SHORT TASK: Search the listing below for the string "full" and copy every line where it occurs.

Code that builds pages
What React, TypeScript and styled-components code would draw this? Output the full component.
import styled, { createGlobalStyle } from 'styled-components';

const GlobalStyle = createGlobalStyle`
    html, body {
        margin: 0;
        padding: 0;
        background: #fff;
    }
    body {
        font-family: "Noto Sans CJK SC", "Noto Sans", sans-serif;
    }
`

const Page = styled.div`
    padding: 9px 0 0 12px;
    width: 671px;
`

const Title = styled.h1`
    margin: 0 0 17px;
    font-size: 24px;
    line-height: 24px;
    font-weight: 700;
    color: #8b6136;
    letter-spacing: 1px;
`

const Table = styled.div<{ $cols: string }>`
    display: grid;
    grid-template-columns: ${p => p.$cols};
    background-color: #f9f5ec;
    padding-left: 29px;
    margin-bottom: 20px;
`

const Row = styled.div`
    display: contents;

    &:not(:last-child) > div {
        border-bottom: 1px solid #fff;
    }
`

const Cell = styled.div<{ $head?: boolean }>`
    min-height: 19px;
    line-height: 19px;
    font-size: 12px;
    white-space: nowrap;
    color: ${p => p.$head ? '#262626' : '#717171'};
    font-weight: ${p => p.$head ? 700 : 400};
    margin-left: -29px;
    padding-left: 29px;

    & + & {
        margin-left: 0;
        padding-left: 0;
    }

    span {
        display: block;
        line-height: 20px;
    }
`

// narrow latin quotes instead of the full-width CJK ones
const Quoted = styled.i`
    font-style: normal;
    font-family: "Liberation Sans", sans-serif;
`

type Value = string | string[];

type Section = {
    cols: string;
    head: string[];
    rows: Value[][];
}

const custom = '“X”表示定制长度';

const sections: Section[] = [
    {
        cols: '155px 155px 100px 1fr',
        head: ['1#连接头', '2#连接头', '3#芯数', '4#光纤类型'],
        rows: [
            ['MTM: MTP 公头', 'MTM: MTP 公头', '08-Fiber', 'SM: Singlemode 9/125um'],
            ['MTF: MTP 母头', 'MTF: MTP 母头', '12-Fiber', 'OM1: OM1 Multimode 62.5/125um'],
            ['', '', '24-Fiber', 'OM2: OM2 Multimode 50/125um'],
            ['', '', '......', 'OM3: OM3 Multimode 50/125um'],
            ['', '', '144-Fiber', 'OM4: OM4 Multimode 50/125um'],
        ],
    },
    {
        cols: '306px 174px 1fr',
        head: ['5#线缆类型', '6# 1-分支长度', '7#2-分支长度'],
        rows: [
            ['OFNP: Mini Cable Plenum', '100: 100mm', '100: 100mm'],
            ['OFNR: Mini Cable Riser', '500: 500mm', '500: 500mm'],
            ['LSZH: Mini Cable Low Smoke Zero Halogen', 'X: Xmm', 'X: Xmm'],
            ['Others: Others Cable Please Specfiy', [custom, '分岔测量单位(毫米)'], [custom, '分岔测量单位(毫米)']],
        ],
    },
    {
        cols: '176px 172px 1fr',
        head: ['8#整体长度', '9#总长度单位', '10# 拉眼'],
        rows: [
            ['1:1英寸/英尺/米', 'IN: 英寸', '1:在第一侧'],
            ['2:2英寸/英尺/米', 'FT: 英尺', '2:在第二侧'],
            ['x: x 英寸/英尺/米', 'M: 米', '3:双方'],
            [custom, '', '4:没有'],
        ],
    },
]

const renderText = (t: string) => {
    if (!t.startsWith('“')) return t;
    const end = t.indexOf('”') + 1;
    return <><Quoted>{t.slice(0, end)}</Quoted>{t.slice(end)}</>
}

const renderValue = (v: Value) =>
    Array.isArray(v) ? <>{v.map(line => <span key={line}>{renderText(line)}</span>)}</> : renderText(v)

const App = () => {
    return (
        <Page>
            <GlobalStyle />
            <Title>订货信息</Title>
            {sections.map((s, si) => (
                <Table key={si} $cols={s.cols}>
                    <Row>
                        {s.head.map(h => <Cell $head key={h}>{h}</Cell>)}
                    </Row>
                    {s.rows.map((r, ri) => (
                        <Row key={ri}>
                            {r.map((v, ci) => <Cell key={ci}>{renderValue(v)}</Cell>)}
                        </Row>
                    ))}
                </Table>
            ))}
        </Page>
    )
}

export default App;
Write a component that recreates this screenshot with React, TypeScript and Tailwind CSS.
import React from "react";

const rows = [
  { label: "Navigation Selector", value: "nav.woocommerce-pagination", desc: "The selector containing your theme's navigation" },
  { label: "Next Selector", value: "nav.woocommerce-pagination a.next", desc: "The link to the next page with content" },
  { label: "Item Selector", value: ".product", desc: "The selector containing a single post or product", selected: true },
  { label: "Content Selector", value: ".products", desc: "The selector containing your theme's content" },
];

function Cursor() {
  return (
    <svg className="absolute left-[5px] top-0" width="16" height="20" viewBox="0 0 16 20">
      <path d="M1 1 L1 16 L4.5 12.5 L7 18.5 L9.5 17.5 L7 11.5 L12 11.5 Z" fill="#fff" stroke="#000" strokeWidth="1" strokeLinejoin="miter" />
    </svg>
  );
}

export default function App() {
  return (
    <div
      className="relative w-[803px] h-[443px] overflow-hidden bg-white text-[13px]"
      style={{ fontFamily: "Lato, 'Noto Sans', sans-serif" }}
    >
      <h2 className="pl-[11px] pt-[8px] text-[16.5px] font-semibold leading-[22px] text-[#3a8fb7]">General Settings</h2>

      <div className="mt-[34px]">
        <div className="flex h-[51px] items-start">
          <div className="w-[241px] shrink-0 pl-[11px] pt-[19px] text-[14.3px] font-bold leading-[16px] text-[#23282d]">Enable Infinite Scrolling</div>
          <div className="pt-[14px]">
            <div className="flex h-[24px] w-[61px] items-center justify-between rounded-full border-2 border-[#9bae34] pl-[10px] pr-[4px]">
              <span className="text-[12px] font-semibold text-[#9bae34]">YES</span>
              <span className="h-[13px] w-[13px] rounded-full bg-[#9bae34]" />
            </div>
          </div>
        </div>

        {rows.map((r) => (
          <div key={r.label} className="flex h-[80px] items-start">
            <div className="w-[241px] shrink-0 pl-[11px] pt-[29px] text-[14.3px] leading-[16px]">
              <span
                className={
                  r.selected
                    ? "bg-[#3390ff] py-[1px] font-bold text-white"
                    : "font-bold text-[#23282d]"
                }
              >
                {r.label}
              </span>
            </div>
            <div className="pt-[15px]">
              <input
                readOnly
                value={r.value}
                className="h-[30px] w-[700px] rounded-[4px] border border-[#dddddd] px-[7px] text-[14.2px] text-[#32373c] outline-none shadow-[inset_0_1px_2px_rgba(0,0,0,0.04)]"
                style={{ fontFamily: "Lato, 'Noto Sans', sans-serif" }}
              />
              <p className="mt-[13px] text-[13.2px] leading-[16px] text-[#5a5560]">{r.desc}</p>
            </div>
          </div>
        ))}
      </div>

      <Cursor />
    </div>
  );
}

ANSWER BELOW:
What React, TypeScript and styled-components code would draw this? Output the full component.
// narrow latin quotes instead of the full-width CJK ones
            <div className="flex h-[24px] w-[61px] items-center justify-between rounded-full border-2 border-[#9bae34] pl-[10px] pr-[4px]">
              <span className="h-[13px] w-[13px] rounded-full bg-[#9bae34]" />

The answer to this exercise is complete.